I think the point is to fully align with the highest vision of your life, the ultimate way you would want it to turn out. If homesteading and sustainability and self reliance and community have always been a dream of yours then that is the right direction to move forward with regardless of what may happen.

I feel like I’ve stopped running. It’s been two decades I’d say that felt like perpetual forward motion. I’m tired. Perhaps having the words “moving forward fearlessly” in my wedding vows was not for my benefit after all! I see myself right now with my head thrown back and my arms raised up, palms outward saying STOP. And it’s to me. It’s just me that has frenetically propelled forward. I’ve known it all along, conceptually I’ve known that home was within me, not without. But I’ve spent so much time racing after it anyway. It doesn’t matter anymore why that might have been, it matters that I am actively changing it now. I’m stopping my own perpetuation of this endless chase, this restlessness, this hustle. I’m putting my foot down to myself, like standing on a dogs’ leash when it wants to leap forward.
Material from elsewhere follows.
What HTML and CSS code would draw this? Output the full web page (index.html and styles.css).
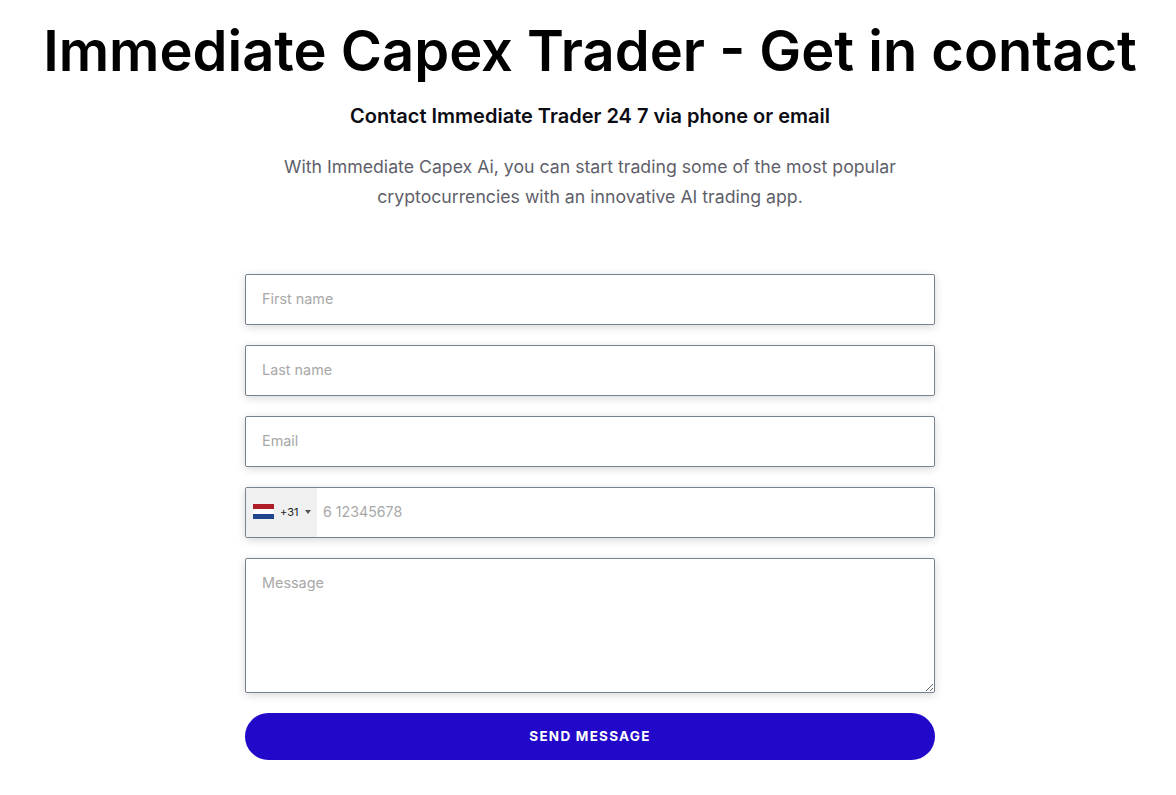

And in the same vein I’m gentling myself to myself, running my hands over my racing heart and mind and shushing “easy girl, easy”.



What will happen?



I am at the ending of something and the beginning of another thing. I am empty. I am without all the ‘normal’ trappings of life a 40 year old mother of three often has. At times I am appalled, others I am terrified but mostly I am curious. For when something is empty it allows for being filled up. I want to call back to me everything I expelled. As easily as I gave all of it up I want to invite it back in. In new form. With consciousness and deliberation. To lovingly choose now a stayed life. Stillness, peace, ease, simplicity. I desire it deeply now, the tide has turned and I see on the horizon the waves of opportunity and chance rushing back to me.